The only filter type that can preserve the time and phase relationship properly is the first-order filter, and then only when the listener is equidistant from both drivers. So in practice there is a fairly narrow vertical "window" within which time and phase correctness is preserved. Unfortunately first order filters are more sensitive to mis-alignment of the drivers, so outside of that "window" the first-arrival response will tend to have peaks and valleys that wouldn't be there with a higher-order crossover. Whether these on-axis peaks and valleys are audible or not I don't yet have enough experience to say. I'm expecting delivery of a pair of true first-order crossover loudspeakers soon, and hopefully will learn from them.

[As an aside, even-order crossovers are much more tolerant of misaligned drivers than are odd-order crossovers, as least as far as the on-axis, first-arrival response goes.]

I used to build loudspeakers as a hobby, and the best-imaging speakers I ever built used true first order crossovers. I was unable to successfully deal with the other challenges of a first-order crossover, so I went back to steeper slope filters which gave me much greater lattitide in driver selection.

Sloping the cabinet face back to align the drivers (with a first-order crossover) is a matter of simple geometry - the goal is to get the voice coils equidistant from the listener. There is no one "correct" angle - it depends on the physical characteristics of the drivers used (like how far back to the woofer's voice coil), how high off the ground they are, what their vertical separation is, and the anticipated listening distance and height.

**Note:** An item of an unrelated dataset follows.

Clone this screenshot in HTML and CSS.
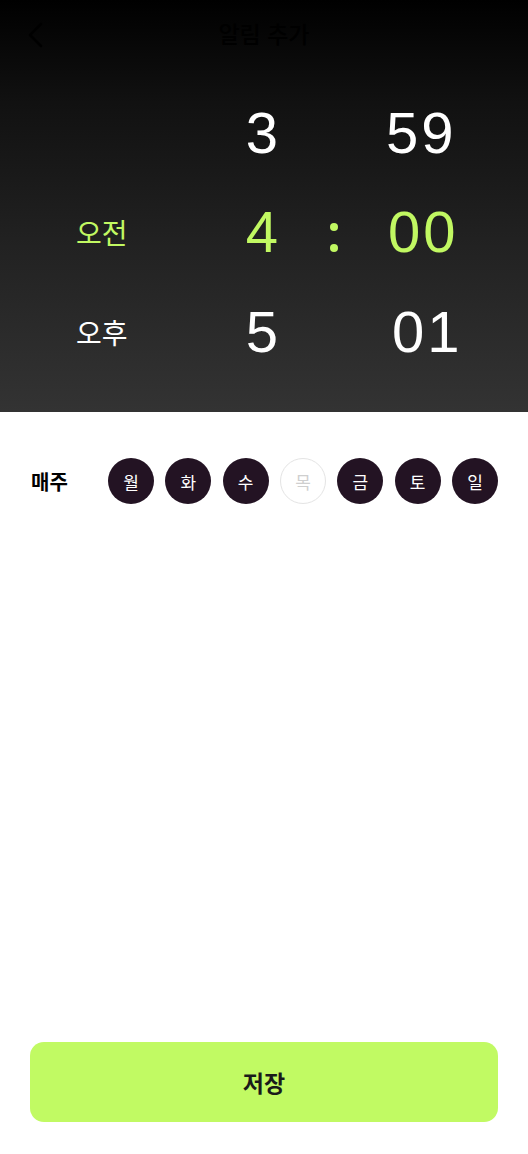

If the speakers don't use first-order crossovers, then tipping the cabinet back so as to align the voice coils to be equidistant from the listener would not result in "time alignment", as the output from the woofer would still be delayed in time relative to the tweeter due to the inherent phase shift. That's probably why you don't see manufacturers of non-first-order crossover loudspeakers wasting their money building expensive sloped baffles.

The designers of Merlin and Dynaudio and other high quality non-first-order loudspeakers have no doubt taken the relative driver voice-coil offsets into account in designing the crossover. So tipping the speaker back to align the voice coils would more than likely be slightly detrimental, as now the condition the crossover was optimized for no longer exists. One case in which tipping the baffle back might well improve the imaging is if the front baffle has sharp edges. Tipping the baffle back would smear the diffraction out in time, hopefully making it less of a distinct sonic event and therefore keeping it from screwing up the imaging as much.

My understanding is that there are tradeoffs a-plenty in the mystical art of loudspeaker design - not that the science is mystical, but the selection of priorities (and subsequent selection of the best way to achieve them) certainly is.

I don't know if this helps any or not. I welcome correction from those who know more about this than I do.